By mining the inertia of bureaucracy to produce sublime acts of expression, Vella’s works offer a hopeful testimony to the irrepressible nature of creativity. His compositions are created by pressing, dragging, and tracing with the physical echoes of pieces of paperwork. The resulting artefacts capture his ritualised relationships with everyday relics of administration. This is a form of still life for our time, created through an earned intimacy with the documents, flowcharts, and spreadsheets that structure our waking hours much the way the fruits of harvest did those of his ancestors.
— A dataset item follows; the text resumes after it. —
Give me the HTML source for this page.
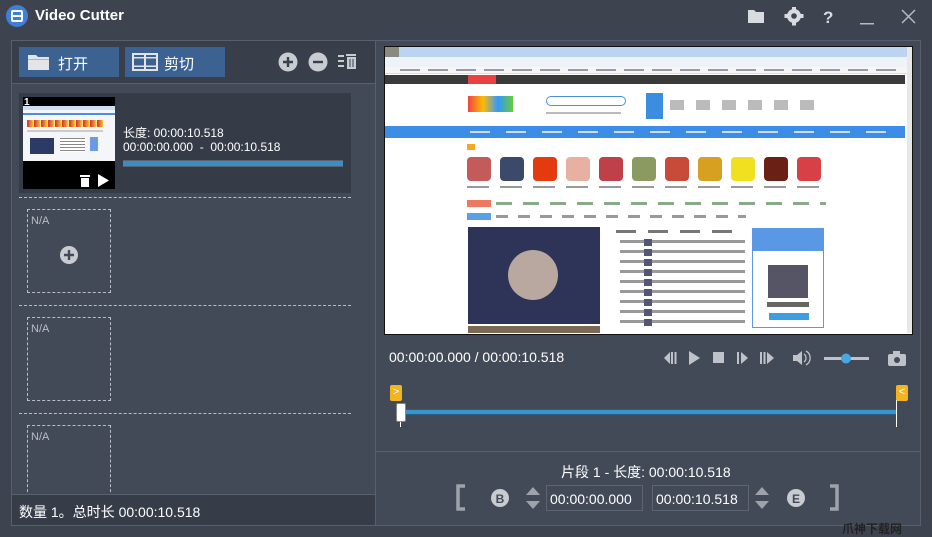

A collection of striking rectilinear canvases call to mind the aesthetics of the apps that populate our daily infinite scroll. These are the fallen icons that once lined the altar of productivity, as if left to melt in the rain or unceremoniously rolled over by a truck. Seductive cornflower blue, coral, and rose are washed with cold black and grey, as titles like humancapital, assetmanagement, and keyperformanceindicators press into the sensitive tissue of our collective corporate personhood.
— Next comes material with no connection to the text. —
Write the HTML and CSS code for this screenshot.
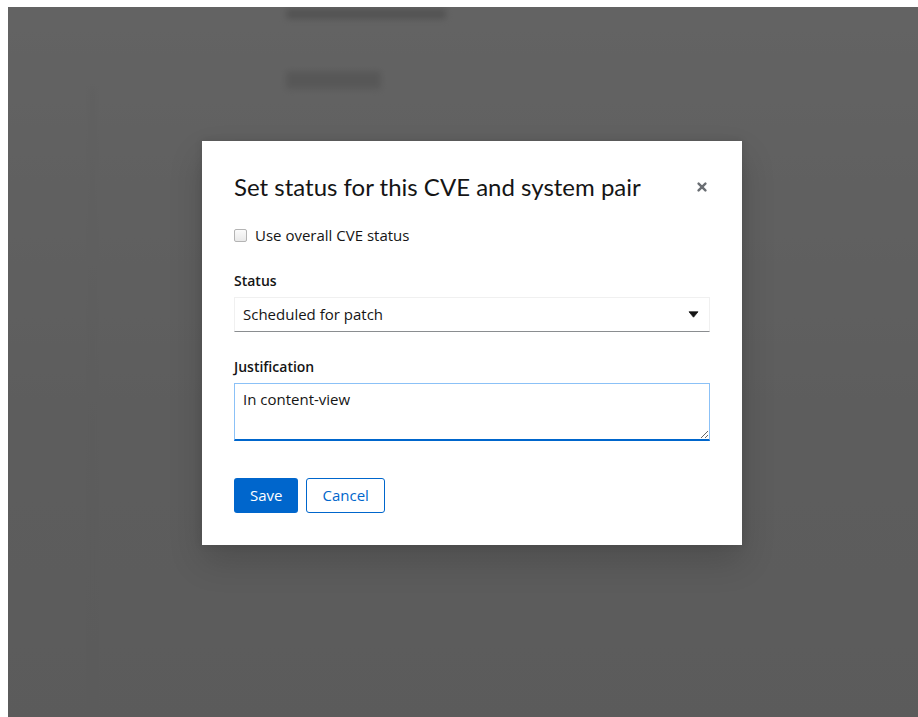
FILE: index.html
```html
<!DOCTYPE html>
<html lang="en">
<head>
<meta charset="utf-8">
<title>Vulnerability – Set status</title>
<link rel="stylesheet" href="styles.css">
</head>
<body>
<div class="frame">
  <div class="app">
    <!-- page content sitting under the modal backdrop -->
    <div class="app-content" aria-hidden="true">
      <div class="app-side"></div>
      <div class="app-main">
        <div class="ph-title"></div>
        <div class="ph-line"></div>
      </div>
    </div>

    <div class="backdrop">
      <div class="modal" role="dialog" aria-modal="true" aria-labelledby="modal-title">
        <header class="modal-header">
          <h1 class="modal-title" id="modal-title">Set status for this CVE and system pair</h1>
          <button class="close-btn" type="button" aria-label="Close">
            <svg class="close-icon" viewBox="0 0 10 10" aria-hidden="true">
              <path d="M1.6 1.6 L8.4 8.4 M8.4 1.6 L1.6 8.4"/>
            </svg>
          </button>
        </header>

        <form class="modal-body">
          <label class="check-row">
            <input class="check" type="checkbox">
            <span>Use overall CVE status</span>
          </label>

          <div class="field">
            <span class="field-label">Status</span>
            <div class="select" role="button" tabindex="0">
              <span class="select-text">Scheduled for patch</span>
              <svg class="caret" viewBox="0 0 11 7" aria-hidden="true">
                <path d="M1 0.8 H10 L5.5 6.2 Z"/>
              </svg>
            </div>
          </div>

          <div class="field">
            <label class="field-label" for="justification">Justification</label>
            <textarea class="textarea" id="justification">In content-view</textarea>
          </div>

          <div class="actions">
            <button class="btn btn-primary" type="button">Save</button>
            <button class="btn btn-secondary" type="button">Cancel</button>
          </div>
        </form>
      </div>
    </div>
  </div>
</div>
</body>
</html>
```

FILE: styles.css
```css
* {
  box-sizing: border-box;
}

html,
body {
  margin: 0;
  background: #fff;
}

body {
  font-family: "Open Sans", "Liberation Sans", sans-serif;
  color: #151515;
}

.frame {
  display: flex;
  width: 918px;
  height: 717px;
  padding: 7px 0 0 8px;
}

.app {
  position: relative;
  flex: 1;
  overflow: hidden;
  background: linear-gradient(#ffffff 0, #fafafa 120px, #efefef 420px, #ebebeb 100%);
}

/* faint page content behind the backdrop */
.app-content {
  display: flex;
  height: 100%;
  filter: blur(3px);
}

.app-side {
  width: 85px;
  margin-top: 80px;
  border-right: 1px solid #e2e2e2;
}

.app-main {
  padding-left: 193px;
}

.ph-title {
  width: 160px;
  height: 10px;
  margin-top: 2px;
  background: #d4d4d4;
  border-radius: 3px;
}

.ph-line {
  width: 95px;
  height: 18px;
  margin-top: 52px;
  background: #e0e0e0;
  border-radius: 3px;
}

/* modal backdrop */
.backdrop {
  position: absolute;
  inset: 0;
  display: flex;
  align-items: flex-start;
  padding: 134px 0 0 194px;
  background: rgba(3, 3, 3, 0.62);
}

.modal {
  width: 540px;
  padding: 30px 32px 32px;
  background: #fff;
  box-shadow: 0 16px 32px 0 rgba(3, 3, 3, 0.16), 0 0 8px 0 rgba(3, 3, 3, 0.1);
}

.modal-header {
  display: flex;
  align-items: center;
}

.modal-title {
  flex: 1;
  margin: 0;
  font-family: "Lato", "Liberation Sans", sans-serif;
  font-size: 24px;
  font-weight: 400;
  line-height: 1.3;
  color: #151515;
}

.close-btn {
  display: grid;
  place-items: center;
  width: 17px;
  height: 17px;
  margin-top: 1px;
  padding: 0;
  border: 0;
  background: none;
  cursor: pointer;
}

.close-icon {
  width: 10px;
  height: 10px;
  fill: none;
  stroke: #6a6e73;
  stroke-width: 2.4;
  stroke-linecap: round;
}

.modal-body {
  margin: 0;
}

.check-row {
  display: flex;
  align-items: center;
  gap: 8px;
  margin-top: 23px;
  font-size: 15px;
  line-height: 21px;
}

.check {
  appearance: none;
  width: 13px;
  height: 13px;
  margin: 0;
  border: 1px solid #b4b4b4;
  border-radius: 2px;
  background: linear-gradient(#fbfbfb, #e9e9e9);
}

.field {
  display: flex;
  flex-direction: column;
  gap: 6px;
  margin-top: 24px;
}

.field-label {
  font-size: 14px;
  font-weight: 600;
  line-height: 21px;
}

.select {
  display: flex;
  align-items: center;
  justify-content: space-between;
  height: 35px;
  padding: 0 10px 0 8px;
  border: 1px solid #f0f0f0;
  border-bottom-color: #8a8d90;
  font-size: 15px;
  line-height: 21px;
}

.caret {
  width: 11px;
  height: 7px;
  fill: #151515;
  stroke: #151515;
  stroke-width: 0.8;
  stroke-linejoin: round;
}

.textarea {
  display: block;
  width: 100%;
  height: 58px;
  margin: 0;
  padding: 5px 8px;
  border: 1px solid #8bc1f7;
  border-bottom: 2px solid #0066cc;
  border-radius: 0;
  outline: none;
  font-family: "Open Sans", "Liberation Sans", sans-serif;
  font-size: 15px;
  line-height: 21px;
  color: #151515;
}

.actions {
  display: flex;
  gap: 8px;
  margin-top: 37px;
}

.btn {
  height: 35px;
  padding: 0 16px;
  border-radius: 3px;
  font-family: "Open Sans", "Liberation Sans", sans-serif;
  font-size: 15px;
  line-height: 23px;
  cursor: pointer;
}

.btn-primary {
  border: 0;
  background: #0066cc;
  color: #fff;
}

.btn-secondary {
  padding: 0 15px;
  border: 1px solid #0066cc;
  background: #fff;
  color: #0066cc;
}
```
Using acrylic and graphite, the series contacttracing reflects the intimate touch of myriad points of contact. Vella’s excessive handling of the canvas is both additive and subtractive, creating imagery suggestive of religious icons worn by generations of devotional touch. Works on paper see Vella using printed documents as literal tools to create stencils and fixtures, from which marks on the page are dragged, scraped, and extracted. Vella manages to produce an aesthetic that reclaims the notion of burnout: both in its metaphorical meaning, as a state of exhaustion brought about by hyper-productivity, and its literal meaning as a mark made by the friction of one material pressed against another.

Burnout requires force and power, a power which Vella confidently harnesses towards his own creative agenda. There is profound materiality to be found in these works, offering a prophetic encapsulation of our moment. The element spares us from the infinite. Collapse is not the endpoint, but rather a new beginning from which expression can flourish and rituals can renew.